デンマークは2019年の「パラダイムシフト法」によって、難民政策の重点を支援削減や送還促進に移した。それまではデンマーク社会への統合を図ってきた難民を、一時的に滞在しいずれ母国に戻る人々として位置付け直した。

デンマークはEU加盟時に司法・内務協力分野はオプトアウト(opt-out=適用除外、留保)しており、EUの難民の割り当てを受け入れないなど、もともと難民問題について独自の政策を取っている。

右派政権が政策転換

スウェーデンはドイツと並んで寛容な難民受け入れ策を取っていたが、2022年10月に発足した右派連合政権が、デンマークをモデルに「パラダイムシフト」を掲げ、移民・難民政策の転換を進めている。
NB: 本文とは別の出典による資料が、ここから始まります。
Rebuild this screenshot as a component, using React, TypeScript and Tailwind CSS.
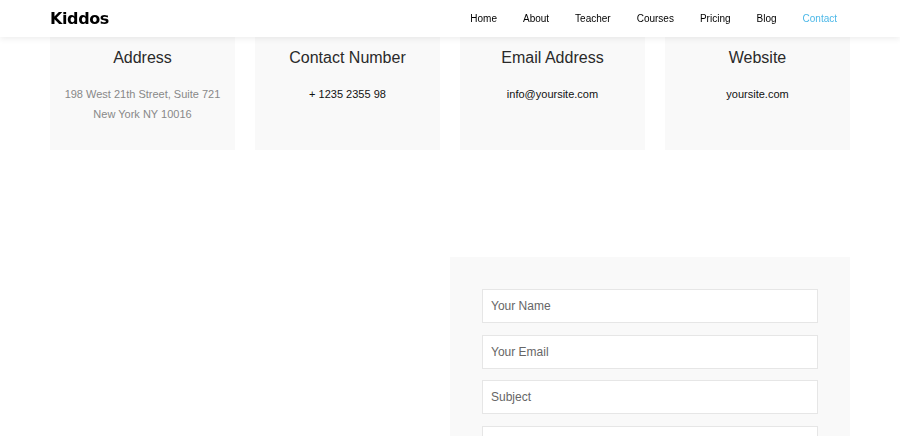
import React from "react";

const navItems = ["Home", "About", "Teacher", "Courses", "Pricing", "Blog", "Contact"];

const infoCards = [
  { title: "Address", lines: ["198 West 21th Street, Suite 721", "New York NY 10016"], muted: true },
  { title: "Contact Number", lines: ["+ 1235 2355 98"] },
  { title: "Email Address", lines: ["info@yoursite.com"] },
  { title: "Website", lines: ["yoursite.com"] },
];

export default function App() {
  return (
    <div className="min-h-screen bg-white font-['Liberation_Sans',Arial,sans-serif] text-[#222]">
      {/* Fixed navbar */}
      <header className="fixed inset-x-0 top-0 z-10 h-[37px] bg-white shadow-[0_2px_6px_rgba(0,0,0,0.07)]">
        <div className="mx-auto flex h-full w-[800px] items-center justify-between">
          <span className="font-['DejaVu_Sans',sans-serif] text-[16px] font-bold tracking-tight text-black">
            Kiddos
          </span>
          <nav className="flex items-center">
            {navItems.map((item) => (
              <a
                key={item}
                className={
                  "px-[13px] text-[10px] " +
                  (item === "Contact" ? "text-[#4cb8e8]" : "text-black")
                }
              >
                {item}
              </a>
            ))}
          </nav>
        </div>
      </header>

      {/* Info cards */}
      <section className="mx-auto grid w-[800px] grid-cols-4 gap-5">
        {infoCards.map((card) => (
          <div key={card.title} className="h-[150px] bg-[#f9f9f9] pt-[48px] text-center">
            <h3 className="text-[16px] leading-5 text-[#2a2a2a]">{card.title}</h3>
            <div
              className={
                "mt-[16px] text-[11px] leading-5 " +
                (card.muted ? "text-[#888]" : "text-[#111]")
              }
            >
              {card.lines.map((l) => (
                <p key={l}>{l}</p>
              ))}
            </div>
          </div>
        ))}
      </section>

      {/* Map + form */}
      <section className="mx-auto mt-[107px] grid w-[800px] grid-cols-2">
        <div />
        <div className="bg-[#f9f9f9] px-8 pt-8 pb-8">
          <form className="flex flex-col gap-[11.5px]">
            {["Your Name", "Your Email", "Subject", "Message"].map((p) => (
              <input
                key={p}
                placeholder={p}
                className="h-[34px] w-full border border-[#e6e6e6] bg-white px-2 text-[12px] text-[#333] placeholder:text-[#666] outline-none"
              />
            ))}
          </form>
        </div>
      </section>
    </div>
  );
}
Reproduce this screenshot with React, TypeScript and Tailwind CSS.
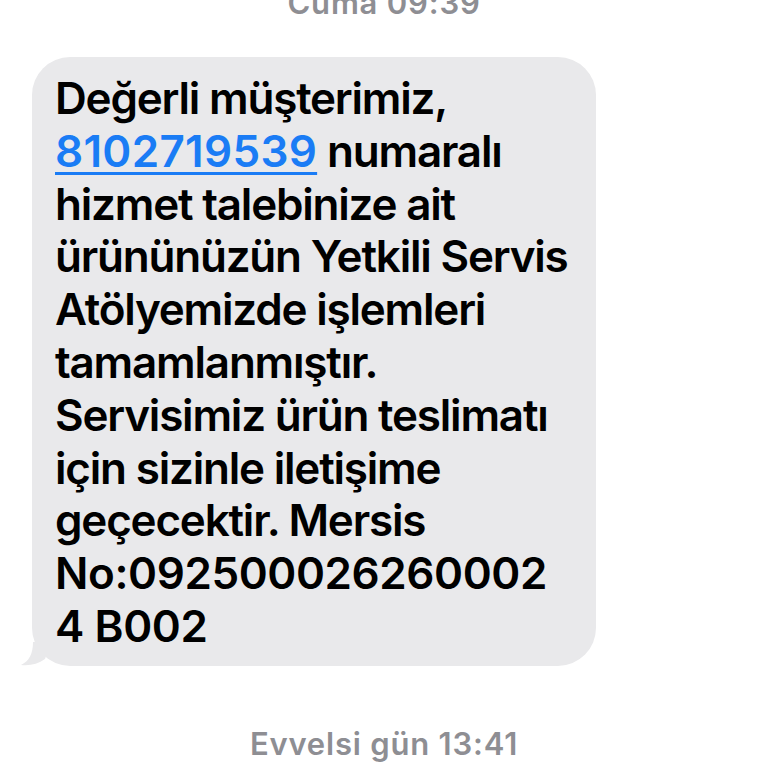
import React from "react";

const lines = [
  "hizmet talebinize ait",
  "ürününüzün Yetkili Servis",
  "Atölyemizde işlemleri",
  "tamamlanmıştır.",
  "Servisimiz ürün teslimatı",
  "için sizinle iletişime",
  "geçecektir. Mersis",
];

export default function App() {
  return (
    <div
      className="h-[768px] w-[768px] overflow-hidden bg-white flex flex-col"
      style={{ fontFamily: "Inter, 'Noto Sans', sans-serif" }}
    >
      <div className="-mt-[17px] h-[40px] text-center text-[31px] leading-[40px] font-semibold text-[#8e8e93] tracking-[0.8px]">
        Cuma 09:39
      </div>

      <div className="mt-[34px] ml-[32px] relative w-[564px]">
        <div className="rounded-[38px] bg-[#e9e9eb] pl-[23px] pr-[10px] pt-[15px] pb-[13px] text-[44px] leading-[52.8px] font-semibold text-black tracking-[-1.2px] whitespace-nowrap">
          <div>Değerli müşterimiz,</div>
          <div>
            <span className="text-[#1a7cf5] tracking-[0.3px] underline decoration-[3px] underline-offset-[5px]">8102719539</span> numaralı
          </div>
          {lines.map((l) => (
            <div key={l}>{l}</div>
          ))}
          <div className="tracking-[-0.4px]">No:092500026260002</div>
          <div className="tracking-[-0.4px]">4 B002</div>
        </div>
        <svg className="absolute -left-[11px] bottom-0" width="30" height="24" viewBox="0 0 30 24">
          <path d="M12 0 C12 12 8 19 0 23 C9 24 17 22 24 17 L30 0 Z" fill="#e9e9eb" />
        </svg>
      </div>

      <div className="mt-[58px] text-center text-[31px] leading-[40px] font-semibold text-[#8e8e93] tracking-[0.8px]">
        Evvelsi gün 13:41
      </div>
    </div>
  );
}
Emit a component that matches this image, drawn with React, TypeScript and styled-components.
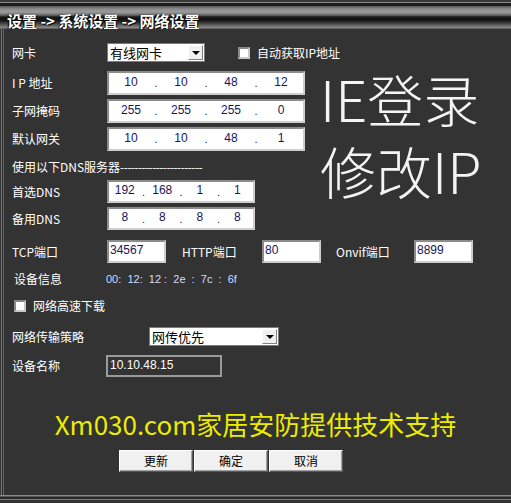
import React from 'react';
import styled, { createGlobalStyle } from 'styled-components';

const GlobalStyle = createGlobalStyle`
  html, body {
    margin: 0;
    padding: 0;
    background: #333;
  }
  body {
    font-family: "Noto Sans CJK SC", "Liberation Sans", sans-serif;
  }
`;

const CJK = '"Noto Sans CJK SC", "Liberation Sans", sans-serif';
const NUM = '"Liberation Sans", "Noto Sans CJK SC", sans-serif';

const Frame = styled.div`
  width: 511px;
  height: 503px;
  background: #333;
  overflow: hidden;
  display: flex;
  flex-direction: column;
`;

const TitleBar = styled.div`
  flex: none;
  height: 29px;
  box-sizing: border-box;
  padding: 11px 0 0 7px;
  display: flex;
  align-items: center;
  color: #fff;
  font: bold 15px/1 ${CJK};
  text-shadow: 1px 1px 1px #000, -1px 0 1px #000;
  white-space: pre;
  background: linear-gradient(
    to bottom,
    #3a3a3a 0px,
    #3a3a3a 2px,
    #8a8a8a 2px,
    #8a8a8a 3px,
    #1c1c1c 3px,
    #1c1c1c 6px,
    #555 6px,
    #8c8c8c 9px,
    #9c9c9c 12px,
    #6a6a6a 15px,
    #181818 17px,
    #121212 20px,
    #3c3c3c 23px,
    #6e6e6e 26px,
    #8a8a8a 28px,
    #3a3a3a 29px
  );
`;

const Body = styled.div`
  flex: 1;
  display: flex;
  flex-direction: column;
  background: linear-gradient(
    to right,
    #333 0 1px,
    #7a7a7a 1px 2px,
    #2a2a2a 2px 3px,
    #666 3px 4px,
    #333 4px
  );
`;

const BottomEdge = styled.div`
  flex: none;
  height: 8px;
  background: linear-gradient(
    to bottom,
    #8a8a8a 0 1px,
    #555 1px 2px,
    #2a2a2a 2px 4px,
    #7a7a7a 4px 5px,
    #333 5px
  );
`;

const Form = styled.div`
  padding-left: 12px;
  display: flex;
  flex-direction: column;
`;

const Row = styled.div<{ $top: number; $h: number }>`
  display: flex;
  align-items: center;
  height: ${({ $h }) => $h}px;
  margin-top: ${({ $top }) => $top}px;
`;

const Label = styled.span<{ $w?: number; $indent?: number }>`
  flex: none;
  box-sizing: border-box;
  width: ${({ $w }) => $w ?? 95}px;
  padding-left: ${({ $indent }) => $indent ?? 0}px;
  color: #fff;
  font: 12px/1 ${CJK};
  white-space: pre;
`;

const Middle = styled.div`
  display: flex;
  margin-top: 9px;
`;

const LeftCol = styled.div`
  width: 293px;
  flex: none;
  display: flex;
  flex-direction: column;
`;

const BigText = styled.div`
  margin-left: 15px;
  margin-top: -3px;
  display: flex;
  flex-direction: column;
  gap: 12px;
  color: #f4f4f4;
  font: 300 56px/60px ${CJK};
  white-space: nowrap;
`;

const IpBox = styled.div<{ $w: number; $h: number }>`
  box-sizing: border-box;
  width: ${({ $w }) => $w}px;
  height: ${({ $h }) => $h}px;
  background: #fff;
  border: 2px solid;
  border-color: #8c8c8c #cfcfcf #cfcfcf #8c8c8c;
  display: flex;
  align-items: center;
  padding-bottom: 3px;
  color: #16165c;
  font: 12px/1 ${NUM};
`;

const Seg = styled.span`
  flex: 1;
  text-align: center;
`;

const Dot = styled.span`
  width: 6px;
  text-align: center;
  padding-top: 4px;
  font-size: 11px;
`;

const PortBox = styled.div<{ $after?: number }>`
  box-sizing: border-box;
  width: 59px;
  height: 23px;
  flex: none;
  margin-right: ${({ $after }) => $after ?? 0}px;
  background: #fff;
  border: 2px solid;
  border-color: #8c8c8c #cfcfcf #cfcfcf #8c8c8c;
  padding: 0 0 3px 1px;
  display: flex;
  align-items: center;
  color: #16165c;
  font: 12px/1 ${NUM};
`;

const NameBox = styled.div`
  box-sizing: border-box;
  width: 116px;
  height: 22px;
  background: #333;
  border: 2px solid #9a9a9a;
  padding: 0 0 2px 2px;
  display: flex;
  align-items: center;
  color: #fff;
  font: 12px/1 ${NUM};
`;

const Select = styled.div<{ $w: number }>`
  box-sizing: border-box;
  width: ${({ $w }) => $w}px;
  height: 19px;
  flex: none;
  background: #fff;
  border: 1px solid #7a7a7a;
  padding-left: 2px;
  display: flex;
  align-items: center;
  justify-content: space-between;
  color: #000;
  font: 13px/1 ${CJK};
`;

const SelectButton = styled.span`
  box-sizing: border-box;
  width: 15px;
  height: 15px;
  margin-right: 1px;
  background: #f0f0f0;
  border: 1px solid;
  border-color: #fff #808080 #808080 #fff;
  display: flex;
  align-items: center;
  justify-content: center;

  &::after {
    content: '';
    border-left: 4px solid transparent;
    border-right: 4px solid transparent;
    border-top: 4px solid #000;
  }
`;

const Check = styled.span<{ $left?: number }>`
  box-sizing: border-box;
  width: 12px;
  height: 12px;
  flex: none;
  margin-left: ${({ $left }) => $left ?? 0}px;
  background: #fff;
  border: 2px solid;
  border-color: #8a8a8a #c8c8c8 #c8c8c8 #8a8a8a;
`;

const CheckText = styled.span`
  margin-left: 7px;
  color: #fff;
  font: 12px/1 ${CJK};
  white-space: nowrap;
`;

const Mac = styled.span`
  color: #cfdcff;
  font: 11px/1 ${NUM};
  white-space: pre;
`;

const Dashes = styled.span`
  letter-spacing: -0.6px;
`;

const Slogan = styled.div`
  margin-top: 32px;
  height: 30px;
  display: flex;
  align-items: center;
  justify-content: center;
  color: #ecec00;
  font: 26px/1 ${CJK};
  white-space: nowrap;
`;

const Buttons = styled.div`
  display: flex;
  gap: 1px;
  margin: 11px 0 0 119px;
`;

const Button = styled.button`
  box-sizing: border-box;
  width: 74px;
  height: 22px;
  padding: 0;
  background: #f0f0f0;
  border: 1px solid;
  border-color: #fff #5a5a5a #5a5a5a #fff;
  box-shadow: inset -1px -1px 0 #a0a0a0;
  color: #000;
  font: 12px/1 ${CJK};
`;

const IpField: React.FC<{ parts: string[]; w: number; h: number }> = ({ parts, w, h }) => (
  <IpBox $w={w} $h={h}>
    {parts.map((p, i) => (
      <React.Fragment key={i}>
        {i > 0 && <Dot>.</Dot>}
        <Seg>{p}</Seg>
      </React.Fragment>
    ))}
  </IpBox>
);

const App: React.FC = () => (
  <Frame>
    <GlobalStyle />
    <TitleBar>设置 -&gt; 系统设置 -&gt; 网络设置</TitleBar>
    <Body>
      <Form>
        <Row $top={14} $h={19}>
          <Label>网卡</Label>
          <Select $w={98}>
            有线网卡
            <SelectButton />
          </Select>
          <Check $left={33} />
          <CheckText>自动获取IP地址</CheckText>
        </Row>

        <Middle>
          <LeftCol>
            <Row $top={0} $h={24}>
              <Label>I P 地址</Label>
              <IpField parts={['10', '10', '48', '12']} w={198} h={24} />
            </Row>
            <Row $top={4} $h={24}>
              <Label>子网掩码</Label>
              <IpField parts={['255', '255', '255', '0']} w={198} h={24} />
            </Row>
            <Row $top={4} $h={24}>
              <Label>默认网关</Label>
              <IpField parts={['10', '10', '48', '1']} w={198} h={24} />
            </Row>
            <Row $top={8} $h={16}>
              <Label $w={260}>
                使用以下DNS服务器<Dashes>-----------------------</Dashes>
              </Label>
            </Row>
            <Row $top={5} $h={23}>
              <Label>首选DNS</Label>
              <IpField parts={['192', '168', '1', '1']} w={148} h={23} />
            </Row>
            <Row $top={4} $h={23}>
              <Label>备用DNS</Label>
              <IpField parts={['8', '8', '8', '8']} w={148} h={23} />
            </Row>
          </LeftCol>
          <BigText>
            <span>IE登录</span>
            <span>修改IP</span>
          </BigText>
        </Middle>

        <Row $top={10} $h={23}>
          <Label>TCP端口</Label>
          <PortBox $after={16}>34567</PortBox>
          <Label $w={80}>HTTP端口</Label>
          <PortBox $after={15}>80</PortBox>
          <Label $w={78}>Onvif端口</Label>
          <PortBox>8899</PortBox>
        </Row>
        <Row $top={8} $h={16}>
          <Label $w={94} $indent={2}>设备信息</Label>
          <Mac>00:  12:  12 :  2e  :  7c  :  6f</Mac>
        </Row>
        <Row $top={12} $h={14}>
          <Check $left={2} />
          <CheckText>网络高速下载</CheckText>
        </Row>
        <Row $top={14} $h={19}>
          <Label $w={137}>网络传输策略</Label>
          <Select $w={130}>
            网传优先
            <SelectButton />
          </Select>
        </Row>
        <Row $top={9} $h={22}>
          <Label $w={94}>设备名称</Label>
          <NameBox>10.10.48.15</NameBox>
        </Row>
      </Form>

      <Slogan>Xm030.com家居安防提供技术支持</Slogan>
      <Buttons>
        <Button>更新</Button>
        <Button>确定</Button>
        <Button>取消</Button>
      </Buttons>
    </Body>
    <BottomEdge />
  </Frame>
);

export default App;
具体的な政策は、移民労働者は一定水準の給与を得られなければ在留を認めない、家族の呼び寄せを制限、送還を促す支援金の増額――などである。人権団体などからの批判を浴びながらも効果的で、2024年の難民申請者数は2000年以降最小となり、スウェーデンへの流入者は流出者を下回るまでになった。

オランダも、2024年5月に右派ポピュリズム政党「自由党」主導の内閣ができたことに伴い、家族呼び寄せの制限、国境管理強化、公共住宅の優先的な割り当て廃止など、移民・難民政策を厳格化した。EU共通難民政策からのオプトアウトも求め、9月、EU委員会に通告した。

ハンガリーもそれにならい、9月、EU共通難民政策からオプトアウトする方針を明らかにした。